PREDICTING PRICE OF HOUSES BY ANALYSING VARIOUS FACTORS
The project applies regression algorithms on dataset to predict the selling price of a new home.The objective of the project is to perform data visulalization techniques to understand the insight of the data.This project evaluate the performance and the predictive power of a model trained and tested on data set
The dataset contains 21613 entries and 21 variables.
price
sqft_living
grade
sqft_above
sqft_living15
bathrooms
view
sqft_basement
bedrooms
lat
waterfront
floors
yr_renovated
sqft_lot
sqft_lot15
yr_built
condition
long
year
month
I have implemented this project in three parts. First part contains data analysis by visualization of datasets in various plot as explained in Datavisual.py. Second is training and testing of machine learning models and figure out the best algorithm explained in Housepricesprediction.py Third one is the test our model with own data explained in houseprice.py Here, I have trained various algorithms like
Linear Regression refers to a model that assumes a linear relationship between input variables and target variables.Linear regression attempts to model the relationship between two variables by fitting a linear equation to observed data. Multiple Linear Regression is an extension of Simple Linear Regression.Multiple regression generally explains the relationship between multiple independent or predictor variables and one dependent or criterion variable.
With increase of no of features,regression equation becomes higher order(polynomial equation)and leads to overfit that mean doesn't fit for realtime values and eliminate overfit by reducing size of coefficients Ridge Regression is a popular type of regularized linear regression that includes an L2 penalty and an extension of linear regression that adds a regularization penalty to the loss function during training.L2 penalty is to penalize a model based on the sum of the squared coefficient values (alpha).
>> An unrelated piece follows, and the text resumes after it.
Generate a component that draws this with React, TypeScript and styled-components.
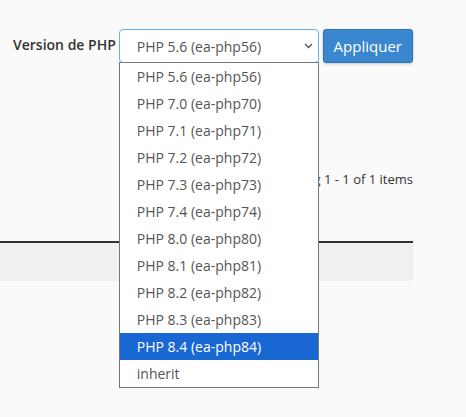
import React from 'react';
import styled, { createGlobalStyle } from 'styled-components';

const GlobalStyle = createGlobalStyle`
  html, body {
    margin: 0;
    padding: 0;
    background: #fafafa;
    font-family: "Open Sans", "Liberation Sans", sans-serif;
    color: #333;
  }
`;

const Page = styled.div`
  width: 413px;
  min-height: 417px;
  padding-top: 29px;
  box-sizing: border-box;
`;

const FormRow = styled.div`
  display: flex;
  align-items: flex-start;
  padding-left: 13px;
`;

const Label = styled.label`
  flex-shrink: 0;
  white-space: nowrap;
  font-size: 14px;
  font-weight: 600;
  color: #333;
  line-height: 33px;
  margin-right: 3px;
  margin-top: -1px;
`;

const SelectWrap = styled.div`
  position: relative;
  flex-shrink: 0;
  width: 200px;
  z-index: 5;
`;

const SelectBox = styled.div`
  box-sizing: border-box;
  height: 34px;
  border: 1px solid #66afe9;
  border-radius: 4px;
  background: #fff;
  display: flex;
  align-items: center;
  justify-content: space-between;
  padding: 0 5px 0 17px;
  font-size: 14px;
  color: #555;
`;

const Menu = styled.ul`
  position: absolute;
  top: 33px;
  left: 0;
  width: 200px;
  box-sizing: border-box;
  margin: 0;
  padding: 0;
  list-style: none;
  background: #fff;
  border: 1px solid #767676;
  z-index: 10;
`;

const Option = styled.li<{ $active?: boolean }>`
  height: 27px;
  line-height: 27px;
  padding-left: 17px;
  font-size: 14px;
  color: ${p => (p.$active ? '#fff' : '#555')};
  background: ${p => (p.$active ? '#1967d2' : 'transparent')};
`;

const ApplyButton = styled.button`
  flex-shrink: 0;
  box-sizing: border-box;
  width: 90px;
  height: 34px;
  margin-left: 4px;
  padding: 0;
  background: #3b87cf;
  border: 1px solid #2f72b3;
  border-radius: 3px;
  color: #fff;
  font-family: inherit;
  font-size: 15px;
  box-shadow: 0 1px 3px rgba(0, 0, 0, 0.2);
`;

const Status = styled.div`
  text-align: right;
  font-size: 13px;
  color: #333;
  margin-top: 107px;
  line-height: 18px;
`;

const Table = styled.div`
  margin-top: 53px;
  border-top: 2px solid #333;
  height: 38px;
  background: #f0f0f0;
`;

const versions = ['56', '70', '71', '72', '73', '74', '80', '81', '82', '83', '84'];

const Chevron = () => (
  <svg width="9" height="6" viewBox="0 0 9 6">
    <path d="M1 1l3.5 3.5L8 1" fill="none" stroke="#555" strokeWidth="1.4" />
  </svg>
);

export default function App() {
  return (
    <Page>
      <GlobalStyle />
      <FormRow>
        <Label>Version de PHP</Label>
        <SelectWrap>
          <SelectBox>
            <span>PHP 5.6 (ea-php56)</span>
            <Chevron />
          </SelectBox>
          <Menu>
            {versions.map(v => (
              <Option key={v} $active={v === '84'}>
                PHP {v[0]}.{v[1]} (ea-php{v})
              </Option>
            ))}
            <Option>inherit</Option>
          </Menu>
        </SelectWrap>
        <ApplyButton>Appliquer</ApplyButton>
      </FormRow>
      <Status>Displaying 1 - 1 of 1 items</Status>
      <Table />
    </Page>
  );
}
Lasso regression is a type of linear regression that uses shrinkage. Shrinkage is where data values are shrunk towards a central point, like the mean.Lasso Regression uses L1 regularization technique and also extension of linear regression that adds a regularization penalty to the loss function during training.L1 penalty is to penalize a model based on the absolute of the squared coefficient values (alpha).The goal of lasso regression is to obtain the subset of predictors that minimizes prediction error for a quantitative response variable.
By combining lasso and ridge regression we get Elastic-Net Regression. Elastic Net is proved to better it combines the regularization of both lasso and Ridge.The benefit is that elastic net allows a balance of both penalties, which can result in better performance than a model with either one or the other penalty on some problems.
Gradient boosting is one of the most powerful techniques for building predictive models and produces a prediction model in the form of an ensemble of weak prediction models. Gradient boosting Regression calculates the difference between the current prediction and the known correct target value. This difference is called residual. After that Gradient boosting Regression trains a weak model that maps features to that residual. This residual predicted by a weak model is added to the existing model input and thus this process nudges the model towards the correct target. Repeating this step again and again improves the overall model prediction..
Gradient boosting regression is the model that performed best among the several models
( MULTIPLE LINEAR REGRESSION,RIDGE REGRESSION,LASSO REGRESSION,ELASTIC NET REGRESSION )
-Prediction accuracy was tested by train score and test score
Linear Regression Model: 69.315% and 70.401 %
Ridge Regression Model: 69.311% and 70.398%
Lasso Regression Model: 69.315% and 70.395%
ElasticNet Regression Model:69.314% and 70.398%
GradientBoosting Regression Model: 97.664% and 89.122%
It was concluded that GradientBoosting Regression Model gives the best result.